October 16–December 9, 2021

Family Matters: The Films of Kore-eda Hirokazu

Japan’s greatest living filmmaker.”

Nick Chen, Dazed

When Kore-eda Hirokazu’s masterful 2018 feature Shoplifters won the Palme d’Or at Cannes, it marked the first time in over twenty years that a Japanese film was awarded cinema’s highest prize. (The last, in 1997, was for Imamura Shohei’s The Eel.) How marvelous, then, that the triumphing work was less a one-off stroke of genius than a culmination of its maker’s signature themes and sensibilities, which the artist had been honing, picture by picture, for decades. In truth, Kore-eda had long ago assumed the mantle of Japan’s preeminent auteur.

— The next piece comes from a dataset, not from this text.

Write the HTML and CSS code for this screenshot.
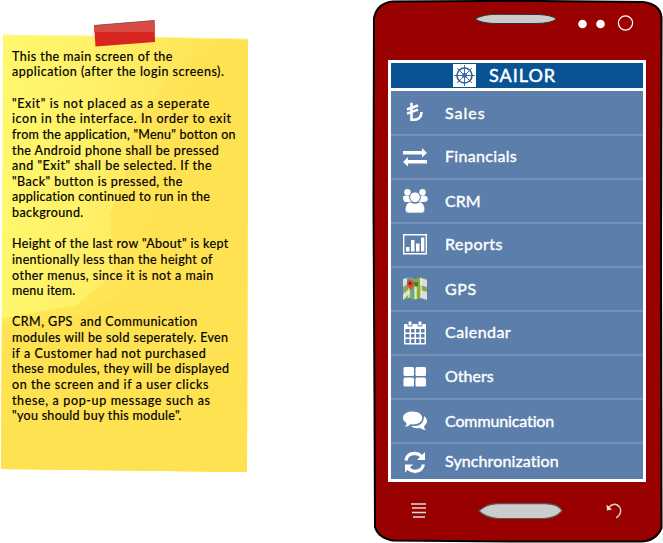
FILE: index.html
```
<!DOCTYPE html>
<html lang="en">
<head>
<meta charset="utf-8">
<title>Sailor main screen</title>
<link rel="stylesheet" href="styles.css">
</head>
<body>
<main class="board">
<section class="note">
<svg class="note-paper" width="250" height="480" viewBox="0 0 250 480">
<defs><linearGradient id="paper" x1="0" y1="0" x2="1" y2=".12"><stop offset="0" stop-color="#fff86c"/><stop offset=".35" stop-color="#fff169"/><stop offset=".72" stop-color="#ffe65b"/><stop offset="1" stop-color="#ffe04e"/></linearGradient></defs>
<path d="M3 35 L95 36 L248 39 L247 472 L1 469 L2 250Z" fill="url(#paper)"/>
<path d="M2 318 L75 306 L95 290 L115 273 L110 215 L124 180 L134 120 L190 60 L222 44 L248 39 L247 472 L1 469Z" fill="#ffe251" opacity=".75"/>
<path d="M2 325 L75 315 L110 300 L140 270 L155 200 L175 120 L225 60 L248 39 L247 472 L1 469Z" fill="#ffe251"/>
<path d="M3 35 L95 36 L248 39" fill="none" stroke="#fff99b"/>
<path d="M94 25.5 L154.500 20.500 L155 42 L95.500 46.500Z" fill="#d6261f"/>
<path d="M94 25.500 L154.500 20.500 L155 32 L94 32Z" fill="#d94c46"/>
<path d="M94 25.500 L154.500 20.500" stroke="#8c5552"/>
</svg>
<div class="note-text">
<p><span class="l1">This the main screen of the</span><span class="l2">application (after the login screens).</span></p>
<p><span class="l3">"Exit" is not placed as a seperate</span><span class="l4">icon in the interface. In order to exit</span><span class="l5">from the application, "Menu" botton on</span><span class="l6">the Android phone shall be pressed</span><span class="l7">and "Exit" shall be selected. If the</span><span class="l8">"Back" button is pressed, the</span><span class="l9">application continued to run in the</span><span class="l10">background.</span></p>
<p><span class="l11">Height of the last row "About" is kept</span><span class="l12">inentionally less than the height of</span><span class="l13">other menus, since it is not a main</span><span class="l14">menu item.</span></p>
<p><span class="l15">CRM, GPS&nbsp; and Communication</span><span class="l16">modules will be sold seperately. Even</span><span class="l17">if a Customer had not purchased</span><span class="l18">these modules, they will be displayed</span><span class="l19">on the screen and if a user clicks</span><span class="l20">these, a pop-up message such as</span><span class="l21">"you should buy this module".</span></p>
</div>
</section>
<section class="phone">
<svg class="shell" width="291" height="543" viewBox="372 0 291 543">
<path d="M374 18 Q377 3 393 1.500 L520 .8 L643 2 Q660 4 661.500 17 L661 260 L661.500 528 Q656 541 641 541.500 L510 541.500 L393 540.500 Q378 538 375 527 L374.500 400 L373.500 200Z" fill="#900" stroke="#000" stroke-width="2"/>
<path d="M475 19 Q483 14 499 14.300 L538 14.500 Q552 15 556.500 19 Q551 23.500 535 23.500 H494 Q481 23 475 19Z" fill="#ccc" stroke="#333"/>
<circle cx="582.500" cy="24" r="4.300" fill="#fff"/><circle cx="600.500" cy="24" r="4.300" fill="#fff"/>
<circle cx="625.500" cy="23" r="7.100" fill="none" stroke="#fff" stroke-width="1.200"/>
<path d="M479 511 Q486 504 498 503.700 H545 Q559 504 562 511 Q556 518 544 518.500 H498 Q485 517.500 479 511Z" fill="#ccc" stroke="#555" stroke-width="1.200"/>
<path d="M411 504h15M412 508h14M412 512.500h14M413 517h12" stroke="#ddd" stroke-width="1.300"/>
<path d="M608 508 Q615 501 619.500 507 Q623 513 616 518" fill="none" stroke="#ddd" stroke-width="1.300"/><path d="M606.500 504.500 L607 510.500 L612 509.500Z" fill="#ddd"/>
</svg>
<div class="screen">
<header class="bar">
<svg class="wheel" width="23" height="23" viewBox="0 0 23 23"><rect width="23" height="23" fill="#fff"/><g fill="none" stroke="#2c609d"><circle cx="11.500" cy="11.500" r="7.500" stroke-width="1.600"/><circle cx="11.500" cy="11.500" r="2"/><path stroke-width=".9" d="M11.500 1v21M1 11.500h21M4 4l15 15M19 4L4 19"/></g></svg>
<h1>SAILOR</h1>
</header>
<ul class="menu">
<li><svg class="icon" viewBox="0 0 24 24"><path d="M8.500 1.800V18.800Q18.500 19.500 18.500 11M4 8.500l11-4M4 12.700l11-4" fill="none" stroke="#fff" stroke-width="2.500"/></svg><span class="t1">Sales</span></li>
<li><svg class="icon" viewBox="0 0 24 24"><path d="M0 6h19V3l5 5-5 4.500V9.500H0zM24 15H5v-3L0 17l5 4.500V18.500h19z"/></svg><span class="t2">Financials</span></li>
<li><svg class="icon" viewBox="0 0 24 24"><circle cx="4.500" cy="3.200" r="3.200"/><circle cx="19.500" cy="3.200" r="3.200"/><path d="M0 7.500q2-1.500 6-.7 0 4 3 6.200H2q-2-1-2-5.500zM24 7.500q-2-1.500-6-.7 0 4-3 6.200h7q4-1 2-5.500z"/><circle cx="12" cy="8.200" r="5.300" stroke="#5b7eaa" stroke-width=".8"/><path d="M7 13q5 3 10 0 4 .5 4.800 7 .2 4-3.300 4h-13q-3.500 0-3.300-4Q3 13.500 7 13z" stroke="#5b7eaa" stroke-width=".6"/></svg><span class="t3">CRM</span></li>
<li><svg class="icon" viewBox="0 0 24 24"><path d="M.7 1.700h22.600v19H.7z" fill="none" stroke="#fff" stroke-width="1.400"/><path d="M3 14h3.500v4.500H3zM8 7h3.500v11.500H8zM13 10.500h3.500v8H13zM18 4.500h3.300v14H18z"/></svg><span class="t4">Reports</span></li>
<li><svg class="icon map" viewBox="0 0 24 24"><path fill="#80ad4d" d="M0 2l6-2 6 2 6-2 6 2v21l-6-2-6 2-6-2-6 2z"/><path fill="#ddd" d="M0 2l4-1 2 5-6 4zM17 1l7 2v7l-7-2zM18 13l6 2v8l-6-2zM0 17l5-4 2 3-7 7z"/><path fill="#42a0d4" d="M4 0h3v5l-3 2zM9 10l4 3v9h-3v-7z"/><path fill="#f3d553" d="M12 10h2v12h-2z"/><path d="M6 21V10M12 10v12M18 1v20" stroke="#edf1df" stroke-width="1.200"/><path d="M7.500 13Q3 8 4 5q2-4 6-1 3 3-2.500 9z" fill="#e84338"/><circle cx="7" cy="6.500" r="1.400" fill="#652323"/><path d="M11 5h4v4h-3z" fill="#477b28"/></svg><span class="t5">GPS</span></li>
<li><svg class="icon" viewBox="0 0 24 24"><path d="M2 3h20q1 0 1 1v18.500q0 1-1 1H2q-1 0-1-1V4q0-1 1-1z"/><path d="M2.500 8h4v3.500h-4zM8 8h3.500v3.500H8zM13 8h3.500v3.500H13zM18 8h3.500v3.500H18zM2.500 13h4v3.500h-4zM8 13h3.500v3.500H8zM13 13h3.500v3.500H13zM18 13h3.500v3.500H18zM2.500 18h4v4h-4zM8 18h3.500v4H8zM13 18h3.500v4H13zM18 18h3.500v4H18z" fill="#5b7eaa"/><path d="M5 0h4v5H5zM15 0h4v5h-4z" stroke="#5b7eaa"/></svg><span class="t6">Calendar</span></li>
<li><svg class="icon" viewBox="0 0 24 24"><rect x=".5" y="2" width="10.500" height="9" rx="1.500"/><rect x="12.500" y="2" width="10.500" height="9" rx="1.500"/><rect x=".5" y="12.500" width="10.500" height="9" rx="1.500"/><rect x="12.500" y="12.500" width="10.500" height="9" rx="1.500"/></svg><span class="t7">Others</span></li>
<li><svg class="icon" viewBox="0 0 24 24"><path d="M21 7q5 4 2 8-2 2-2 3 0 1 2 3-3 0-6-2-6 1-9-2 13 1 13-10z"/><path d="M9.500 2.500c13 0 13 13 0 13l-2-.2Q5 18 2 18q2-2 1.500-4C-3 10 0 2.500 9.500 2.500z"/></svg><span class="t8">Communication</span></li>
<li class="last"><svg class="icon" viewBox="0 0 24 24"><path d="M3 10.500Q4 3.500 11.500 3.300q4.500 0 7.500 3.700M20.500 14.500Q19 21 12 21.300q-4.500 0-7.500-3.700" fill="none" stroke="#fff" stroke-width="3.200"/><path d="M22 2v8h-8zM2 22.500v-8h8z"/></svg><span class="t9">Synchronization</span></li>
</ul>
</div>
</section>
</main>
</body>
</html>
```
FILE: styles.css
```
* { box-sizing: border-box; }
body { margin: 0; background: #fff; color: #000; font-family: Lato, "Liberation Sans", sans-serif; font-variant-ligatures: none; overflow: hidden; }
.board { display: flex; justify-content: space-between; width: 663px; height: 543px; }
.note { display: grid; width: 250px; height: 480px; }
.note-paper, .note-text { grid-area: 1 / 1; }
.note-text { padding: 48.800px 0 0 12px; font-size: 12.500px; line-height: 15.620px; -webkit-text-stroke: .2px #000; }
.note-text p { margin: 0 0 15.620px; }
.note-text span { display: block; width: max-content; white-space: nowrap; letter-spacing: .4px; }
.note-text .l1 { letter-spacing: .47px; }
.note-text .l2 { letter-spacing: .5px; }
.note-text .l3 { letter-spacing: .62px; }
.note-text .l4 { letter-spacing: .6px; }
.note-text .l5 { letter-spacing: .23px; }
.note-text .l6 { letter-spacing: .43px; }
.note-text .l7 { letter-spacing: .51px; }
.note-text .l8 { letter-spacing: .47px; }
.note-text .l9 { letter-spacing: .27px; }
.note-text .l11, .note-text .l12 { letter-spacing: .35px; }
.note-text .l13 { letter-spacing: .46px; }
.note-text .l14 { letter-spacing: .2px; }
.note-text .l15 { letter-spacing: .45px; }
.note-text .l16 { letter-spacing: .37px; }
.note-text .l17 { letter-spacing: .53px; }
.note-text .l19 { letter-spacing: .59px; }
.note-text .l20 { letter-spacing: .64px; }
.note-text .l21 { letter-spacing: .3px; }
.phone { display: grid; width: 291px; height: 543px; }
.shell, .screen { grid-area: 1 / 1; }
.screen { width: 258px; height: 422px; margin: 60px 0 0 16px; border: 3px solid #fff; background: #5b7eaa; }
.bar { display: flex; align-items: center; height: 28px; padding-left: 62px; gap: 13px; border-bottom: 3px solid #fff; background: #085394; color: #fff; }
.bar h1 { margin: 0; font-size: 18px; line-height: 25px; font-weight: 400; letter-spacing: 1px; -webkit-text-stroke: .5px #fff; }
.menu { margin: 0; padding: 0; list-style: none; }
.menu li { display: flex; align-items: center; gap: 18px; height: 44px; padding-left: 12px; border-bottom: 2px solid #7792b9; color: #fff; font-size: 16px; line-height: 20px; -webkit-text-stroke: .4px #fff; }
.menu li:first-child { height: 45px; }
.menu .last { height: 35px; border-bottom: 0; }
.t1 { letter-spacing: 1px; }
.t2 { letter-spacing: .33px; }
.t4 { letter-spacing: .5px; }
.t5 { letter-spacing: .6px; }
.t6 { letter-spacing: .45px; }
.t8 { letter-spacing: -.12px; }
.t9 { letter-spacing: .12px; }
.t2, .t4, .t6, .t7, .t9 { margin-top: -2px; }
.icon { width: 24px; height: 24px; fill: #fff; flex: none; -webkit-text-stroke: 0; overflow: visible; }
```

Routinely cited as the modern heir to Ozu Yasujiro, Kore-eda shares with cinema’s great sensei an evergreen fascination with the family unit in contemporary Japan. His approach, like Ozu’s, is understated and deeply human, built on a belief that life’s daily rituals, simple joys, unreconciled emotions, and inevitable disappointments afford it meaning and a melancholic poetry. Sibling rivalry, filial duty, and intergenerational discord abound in both their oeuvres. But unlike Ozu, Kore-eda habitually uses the home as a way of engaging with larger issues besetting Japanese society: poverty, child abandonment, suicide, urban isolation. This social dimension of his work, this social realism, calls back to Kore-eda’s early days as a documentarian, and helps account for the nimble, naturalistic aesthetic he would gradually return to after the spare formalism of his feature debut Maborosi (1995). (“They compare me to Ozu. But I’m more like Ken Loach,” Kore-eda has insisted!) In turn, his tender tales of domestic lives touched, most often, by loss, feel intimate yet of the world, slices of life in the truest sense.

Resemblances aside (be they facile or fruitful), Kore-eda is a master filmmaker in his own right, and perhaps his greatest talent lies in his ability to ask, and leave unanswered, the question of what truly binds a family—blood or love? Family Matters,” The Cinematheque’s first-ever retrospective honouring Japanese eminence Kore-eda Hirokazu, offers ten meditative and moving variations on that query. Occasioned by a new restoration of his brilliant second feature After Life (1998), this series showcases the finest of Kore-eda’s signature family portraits, and includes, among its other nourishments, rare 35mm screenings of childhood chronicles Nobody Knows (2004) and I Wish (2011), and the Vancouver premiere of The Truth (2019), Kore-eda’s Shoplifters follow-up and first picture shot outside of Japan.

Kore-eda has created a body of work that’s as rich with feeling as it is modest in tone.” Jason Guerrasio, Filmmaker Magazine

Arguably Japan’s most esteemed contemporary auteur.” Patrick Brzeski, Hollywood Reporter

Japan’s modern master.” Kogonada, Sight and Sound

Kore-eda is the most gifted of the young Japanese directors … [He] has earned the right to be considered with Kurosawa, Bergman, and other great humanists of the cinema.” Roger Ebert

Acknowledgments

“Family Matters: The Films of Kore-eda Hirokazu” is generously supported by The Japan Foundation, Toronto.

Japan Foundation
Media

List of Programmed Films

Date Film Title Director(s) Year Country
2021-Oct Nobody Knows Kore-eda Hirokazu 2004 Japan
2021-Oct Still Walking Kore-eda Hirokazu 2008 Japan
2021-Oct After Life Kore-eda Hirokazu 1998 Japan
2021-Oct Maborosi Kore-eda Hirokazu 1995 Japan
2021-Nov I Wish Kore-eda Hirokazu 2011 Japan
2021-Nov Like Father, Like Son Kore-eda Hirokazu 2013 Japan
2021-Nov Our Little Sister Kore-eda Hirokazu 2015 Japan
2021-Nov After the Storm Kore-eda Hirokazu 2016 Japan
2021-Nov Shoplifters Kore-eda Hirokazu 2018 Japan
2021-Dec The Truth Kore-eda Hirokazu 2019 France . . .
Note

The October 17 screening of After Life will include “Family Matters” opening remarks by Shaun Inouye, The Cinematheque’s Programming Associate.

The Government of Japan has recently requested that the long-held practice of rendering romanized Japanese names in Western order be abandoned. In acknowledgement, The Cinematheque will henceforth honour the traditional ordering of Japanese names—surname followed by given name (e.g. Ozu Yasujiro, Kurosawa Akira, Kore-eda Hirokazu). This is a practice we already follow in romanizing other East Asian names (for instance, Chinese and Korean) that traditionally use this ordering.